If The Tempest is read, as it often is, as a celebration
of creativity and art, the aging Shakespeare’s swan song to the
theater, then this closing benediction may have a much broader application
than just to this play, referring to the breadth of humanity that
inspired the breadth of Shakespeare’s characters. Similarly, Prospero’s
final request for applause in the monologue functions as a request
for forgiveness, not merely for the wrongs he has committed in this
play. It also requests forgiveness for the beneficent tyranny of
creativity itself, in which an author, like a Prospero, moves people
at his will, controls the minds of others, creates situations to
suit his aims, and arranges outcomes entirely in the service of
his own idea of goodness or justice or beauty. In this way, the
ambiguity surrounding Prospero’s power in The Tempest may be inherent
to art itself. Like Prospero, authors work according to their own
conceptions of a desirable or justifiable outcome.
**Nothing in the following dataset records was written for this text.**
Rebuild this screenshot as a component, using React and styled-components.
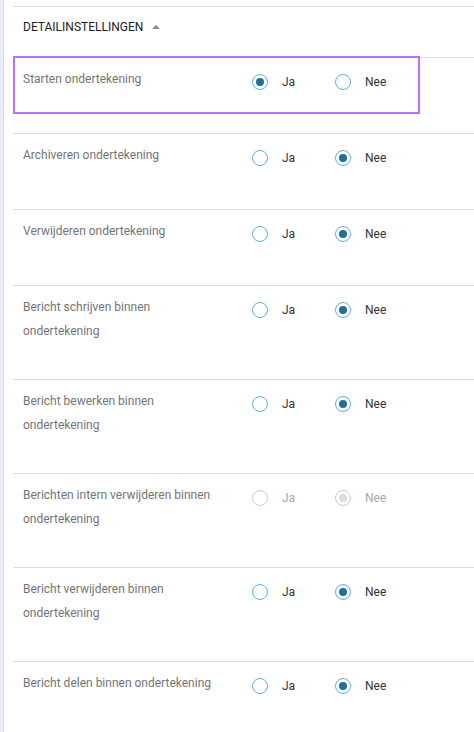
import React from "react";
import styled, { createGlobalStyle, css } from "styled-components";

const Global = createGlobalStyle`
  html, body { margin: 0; padding: 0; background: #fff; }
  body { font-family: Roboto, "Noto Sans", Arial, sans-serif; }
  * { box-sizing: border-box; }
`;

const Page = styled.div`
  display: flex;
  min-height: 732px;
  width: 474px;
  overflow: hidden;
`;

const SideStrip = styled.div`
  width: 4px;
  flex: none;
  background: #e9ebf5;
  border-right: 1px solid #d8dbe9;
`;

const Panel = styled.div`
  flex: 1;
  margin-left: 9px;
  margin-top: 6px;
  border-top: 1px solid #dedede;
`;

const Header = styled.div`
  display: flex;
  align-items: flex-start;
  gap: 9px;
  height: 50px;
  padding: 12px 0 0 10px;
  font-size: 12px;
  line-height: 16px;
  color: #222;
  text-transform: uppercase;
`;

const Caret = styled.span`
  margin-top: 6px;
  width: 0;
  height: 0;
  border-left: 4px solid transparent;
  border-right: 4px solid transparent;
  border-bottom: 4px solid #8a8a8a;
`;

const Row = styled.div`
  position: relative;
  display: grid;
  grid-template-columns: 229px auto;
  border-top: 1px solid #dedede;
  padding: 9px 0 36px 10px;
  ${(p) =>
    p.$focused &&
    css`
      &::after {
        content: "";
        position: absolute;
        left: 0;
        top: -2px;
        width: 403px;
        height: 54px;
        border: 2px solid #bd6ff6;
        pointer-events: none;
      }
    `}
`;

const Label = styled.div`
  min-height: 30px;
  max-width: 200px;
  font-size: 12px;
  line-height: 24px;
  color: #757575;
`;

const Options = styled.div`
  display: flex;
  align-items: flex-start;
  padding-top: 1px;
`;

const Option = styled.label`
  display: flex;
  align-items: center;
  gap: 14px;
  height: 28px;
  width: 83px;
  font-size: 12px;
  color: ${(p) => (p.$disabled ? "#a8a8a8" : "#333")};
`;

const Circle = styled.span`
  position: relative;
  width: 16px;
  height: 16px;
  border-radius: 50%;
  flex: none;
  border: 1px solid ${(p) => (p.$disabled ? "#c9c9c9" : "#5fb0e0")};
  ${(p) =>
    p.$checked &&
    css`
      &::after {
        content: "";
        position: absolute;
        left: 3px;
        top: 3px;
        width: 8px;
        height: 8px;
        border-radius: 50%;
        background: ${p.$disabled ? "#dcdcdc" : "#226f97"};
      }
    `}
`;

const rows = [
  { label: "Starten ondertekening", value: "ja", focused: true },
  { label: "Archiveren ondertekening", value: "nee" },
  { label: "Verwijderen ondertekening", value: "nee" },
  { label: "Bericht schrijven binnen ondertekening", value: "nee" },
  { label: "Bericht bewerken binnen ondertekening", value: "nee" },
  { label: "Berichten intern verwijderen binnen ondertekening", value: "nee", disabled: true },
  { label: "Bericht verwijderen binnen ondertekening", value: "nee" },
  { label: "Bericht delen binnen ondertekening", value: "nee" },
];

function Radio({ checked, disabled, children }) {
  return (
    <Option $disabled={disabled}>
      <Circle $checked={checked} $disabled={disabled} />
      {children}
    </Option>
  );
}

export default function App() {
  return (
    <>
      <Global />
      <Page>
        <SideStrip />
        <Panel>
          <Header>
            Detailinstellingen
            <Caret />
          </Header>
          {rows.map((r) => (
            <Row key={r.label} $focused={r.focused}>
              <Label>{r.label}</Label>
              <Options>
                <Radio checked={r.value === "ja"} disabled={r.disabled}>Ja</Radio>
                <Radio checked={r.value === "nee"} disabled={r.disabled}>Nee</Radio>
              </Options>
            </Row>
          ))}
        </Panel>
      </Page>
    </>
  );
}
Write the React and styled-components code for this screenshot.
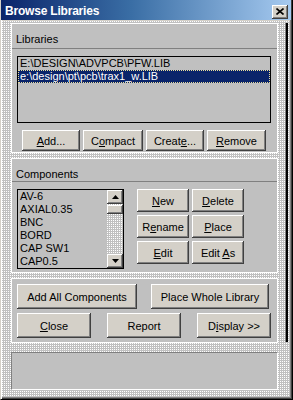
import React from 'react';
import styled, { createGlobalStyle } from 'styled-components';

const GlobalStyle = createGlobalStyle`
  html, body {
    margin: 0;
    padding: 0;
    background: #c0c0c0;
  }
  body {
    font-family: "Liberation Sans", Arial, sans-serif;
    font-size: 11px;
  }
`;

const dither = `
  background-color: #c0c0c0;
  background-image: conic-gradient(at 1px 1px, #c0c0c0 0 270deg, #ffffff 270deg 360deg);
  background-size: 2px 2px;
`;

const Window = styled.div`
  width: 293px;
  height: 400px;
  box-sizing: border-box;
  display: flex;
  flex-direction: column;
  background: #d4d0c8;
  border-left: 1px solid #d4d0c8;
  border-right: 1px solid #000;
  border-bottom: 1px solid #000;
  box-shadow: inset 1px 0 #fff, inset -1px -1px #404040, inset -2px -2px #808080;
`;

const TitleBar = styled.div`
  height: 20px;
  margin: 0 1px 0 0;
  display: flex;
  align-items: center;
  justify-content: space-between;
  padding: 0 3px 0 4px;
  background: linear-gradient(90deg, #0a246a 0%, #3a6ea5 45%, #a6caf0 100%);
`;

const Title = styled.span`
  color: #fff;
  font-weight: bold;
  font-size: 12px;
  letter-spacing: -0.2px;
  padding-top: 1px;
`;

const CloseButton = styled.div`
  width: 16px;
  height: 14px;
  margin-top: 3px;
  background: #d4d0c8;
  box-shadow: inset -1px -1px #404040, inset 1px 1px #fff, inset -2px -2px #808080;
  display: flex;
  align-items: center;
  justify-content: center;
`;

const Body = styled.div`
  flex: 1;
  display: flex;
  margin: 1px 2px 2px 1px;
  padding: 2px 2px 0 9px;
  ${dither}
`;

const Column = styled.div`
  width: 267px;
  display: flex;
  flex-direction: column;
  gap: 5px;
`;

const RightEdge = styled.div`
  width: 2px;
  height: 319px;
  margin-left: 8px;
  background: #000;
  box-shadow: -1px 0 #808080;
`;

const Panel = styled.div`
  height: ${(p) => p.$h}px;
  box-sizing: border-box;
  background: #c0c0c0;
  border: 1px solid #fff;
  display: flex;
  flex-direction: column;
`;

const StatusPanel = styled.div`
  height: 38px;
  margin-top: 4px;
  box-sizing: border-box;
  background: #c0c0c0;
  border-top: 1px solid #808080;
  border-left: 1px solid #808080;
  border-right: 1px solid #fff;
  border-bottom: 1px solid #fff;
`;

const PanelHeader = styled.div`
  height: ${(p) => p.$h}px;
  box-sizing: border-box;
  border-bottom: 1px solid #808080;
  padding: ${(p) => p.$pt}px 0 0 4px;
  color: #000;
  flex-shrink: 0;
`;

const PanelBody = styled.div`
  padding: ${(p) => p.$pad};
  display: flex;
  flex-direction: ${(p) => p.$dir || 'column'};
  gap: ${(p) => p.$gap || 0}px;
`;

const ListBox = styled.div`
  width: ${(p) => p.$w}px;
  height: ${(p) => p.$h}px;
  box-sizing: border-box;
  border: 1px solid #000;
  background: #c0c0c0;
  display: flex;
  overflow: hidden;
`;

const Items = styled.div`
  flex: 1;
  display: flex;
  flex-direction: column;
`;

const Item = styled.div`
  height: 13px;
  line-height: 13px;
  padding-left: 2px;
  color: ${(p) => (p.$selected ? '#fff' : '#000')};
  background: ${(p) => (p.$selected ? '#0a246a' : 'transparent')};
  outline: ${(p) => (p.$selected ? '1px dotted #e8dc9a' : 'none')};
  outline-offset: -1px;
  white-space: nowrap;
`;

const ScrollBar = styled.div`
  width: 16px;
  display: flex;
  flex-direction: column;
  ${dither}
`;

const ScrollButton = styled.div`
  width: 16px;
  height: ${(p) => p.$h || 14}px;
  margin-top: ${(p) => p.$mt || 0}px;
  box-sizing: border-box;
  background: #d4d0c8;
  box-shadow: inset -1px -1px #404040, inset 1px 1px #fff, inset -2px -2px #808080;
  display: flex;
  align-items: center;
  justify-content: center;
  flex-shrink: 0;
`;

const Track = styled.div`
  flex: 1;
`;

const Row = styled.div`
  display: flex;
  gap: ${(p) => p.$gap}px;
  padding-left: ${(p) => p.$pl || 0}px;
`;

const ButtonGrid = styled.div`
  display: grid;
  grid-template-columns: 52px 52px;
  grid-auto-rows: 23px;
  column-gap: 3px;
  row-gap: 3px;
`;

const Button = styled.div`
  width: ${(p) => (p.$fill ? 'auto' : `${p.$w}px`)};
  height: ${(p) => (p.$fill ? 'auto' : `${p.$h || 21}px`)};
  box-sizing: border-box;
  background: #d4d0c8;
  box-shadow: inset -1px -1px #404040, inset 1px 1px #fff, inset -2px -2px #808080;
  display: flex;
  align-items: center;
  justify-content: center;
  color: #000;
  white-space: nowrap;
`;

const Label = styled.span`
  white-space: pre;
`;

const U = styled.span`
  text-decoration: underline;
  text-underline-offset: 1px;
`;

const Arrow = ({ up }) => (
  <svg width="7" height="4" viewBox="0 0 7 4">
    <polygon points={up ? '3.5,0 7,4 0,4' : '0,0 7,0 3.5,4'} fill="#000" />
  </svg>
);

const components = ['AV-6', 'AXIAL0.35', 'BNC', 'BORD', 'CAP SW1', 'CAP0.5'];

export default function App() {
  return (
    <>
      <GlobalStyle />
      <Window>
        <TitleBar>
          <Title>Browse Libraries</Title>
          <CloseButton>
            <svg width="8" height="7" viewBox="0 0 8 7">
              <path d="M0.5 0.5 L7.5 6.5 M7.5 0.5 L0.5 6.5" stroke="#000" strokeWidth="1.6" />
            </svg>
          </CloseButton>
        </TitleBar>
        <Body>
          <Column>
            <Panel $h={130}>
              <PanelHeader $h={25} $pt={9}>Libraries</PanelHeader>
              <PanelBody $pad="7px 0 0 5px" $gap={7}>
                <ListBox $w={254} $h={67}>
                  <Items>
                    <Item>E:\DESIGN\ADVPCB\PFW.LIB</Item>
                    <Item $selected>e:\design\pt\pcb\trax1_w.LIB</Item>
                  </Items>
                </ListBox>
                <Row $gap={3} $pl={5}>
                  <Button $w={58}><Label><U>A</U>dd...</Label></Button>
                  <Button $w={60}><Label>C<U>o</U>mpact</Label></Button>
                  <Button $w={58}><Label>Creat<U>e</U>...</Label></Button>
                  <Button $w={59}><Label><U>R</U>emove</Label></Button>
                </Row>
              </PanelBody>
            </Panel>
            <Panel $h={115}>
              <PanelHeader $h={23} $pt={9}>Components</PanelHeader>
              <PanelBody $pad="7px 0 0 5px" $dir="row" $gap={13}>
                <ListBox $w={107} $h={80}>
                  <Items>
                    {components.map((c) => (
                      <Item key={c}>{c}</Item>
                    ))}
                  </Items>
                  <ScrollBar>
                    <ScrollButton><Arrow up /></ScrollButton>
                    <ScrollButton $h={9} $mt={1} />
                    <Track />
                    <ScrollButton><Arrow /></ScrollButton>
                  </ScrollBar>
                </ListBox>
                <ButtonGrid>
                  <Button $fill><Label><U>N</U>ew</Label></Button>
                  <Button $fill><Label><U>D</U>elete</Label></Button>
                  <Button $fill><Label>R<U>e</U>name</Label></Button>
                  <Button $fill><Label><U>P</U>lace</Label></Button>
                  <Button $fill><Label><U>E</U>dit</Label></Button>
                  <Button $fill><Label>Edit <U>A</U>s</Label></Button>
                </ButtonGrid>
              </PanelBody>
            </Panel>
            <Panel $h={65}>
              <PanelBody $pad="5px 0 0 5px" $gap={4}>
                <Row $gap={14}>
                  <Button $w={120} $h={25}>Add All Components</Button>
                  <Button $w={118} $h={25}>Place Whole Library</Button>
                </Row>
                <Row $gap={16}>
                  <Button $w={74} $h={25}><Label><U>C</U>lose</Label></Button>
                  <Button $w={74} $h={25}>Report</Button>
                  <Button $w={74} $h={25}><Label>D<U>i</U>splay &gt;&gt;</Label></Button>
                </Row>
              </PanelBody>
            </Panel>
            <StatusPanel />
          </Column>
          <RightEdge />
        </Body>
      </Window>
    </>
  );
}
But as in The
Tempest, a happy ending can restore harmony, and a well-developed
play can create an authentic justice, even if it originates entirely
in the mind of the author.
The plot of The Tempest is organized around the idea of
persuasion, as Prospero gradually moves his sense of justice from
his own mind into the outside world, gradually applying it to everyone around
him until the audience believes it, too. This aggressive persuasiveness
makes Prospero difficult to admire at times. Still, in another sense,
persuasion characterizes the entire play, which seeks to enthrall
audiences with its words and magic as surely as Prospero sought
to enthrall Ariel. And because the audience decides whether it believes
in the play—whether to applaud, as Prospero asks them to do—the
real power lies not with the playwright, but with the viewer, not
with the imagination that creates the story, but with the imagination
that receives it. In this way, Shakespeare transforms the troubling
ambiguity of the play into a surprising cause for celebration. The
power wielded by Prospero, which seemed unsettling at first, is
actually the source of all of our pleasure in the drama. In fact, it
is the reason we came to the theater in the first place.